Youth is wasted on the young
Dec 12th, 2005 by blogger

This morning I had an interesting conversation with two homeless men. One of them was 55 years old, the other in his 70s. The man in his 70s told me some stories about his time growing up in southeastern Missouri. In the town he is from, there was an awful lot of religious hatred. Certain people didn’t like Catholics, and others didn’t like Protestants. Nobody liked the Jews. When he was little, he knew a family friend that would always wear a cross around his neck, to show that he was Catholic. When he was buried, they removed all signs of his religion, so that people wouldn’t know about it.
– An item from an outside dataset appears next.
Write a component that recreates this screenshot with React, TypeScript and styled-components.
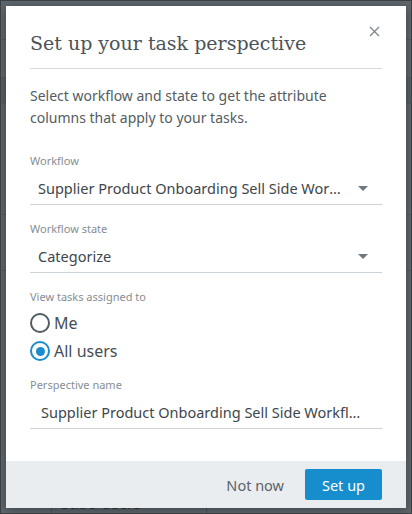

This man and his brother converted to Catholicism when they were boys, and when they buried his brother, they did the same thing to him — stripped him of all Catholic symbols even though he had insisted that he be buried with them. He has since travelled from Missouri to Texas to California to Seattle, working as a plumber. The man is now working on writing an account of his life, and while I doubt he’ll get far, he sounds pretty excited about it.

The other man was an educated type. He seems like the kind of a homeless guy that you’d only find in Seattle. He spurned the church coffee, insisting on buying himself a Starbucks latte this morning. He and the first man talked quite a bit about the old interstate system, how roads used to be only two lanes, and their travels on Route 66. The old man spoke with an accent that reminded me very much of my grandpa. The 55-year-old man told me that he felt young in the crowd (all men were over 50) and I told him that I did, too. He tells me, “You know, youth is wasted on the young.” Which is of course a thing that only old people say.

One man I met a few weeks ago talked to me for a while about science fiction authors — which ones he liked, didn’t like, and he gave me a bunch of recommendations. I’ve discovered that there are a good number of homeless men in Seattle that are educated, intellectual, and seem to be quite normal and just down on their luck.

It’s a change of pace hanging out with these men, and a reminder that nobody is quite immune from the possibility of ending up penniless in the streets. It absolutely makes me thankful for the life that I lead with Nicole, and it puts things into perspective a bit.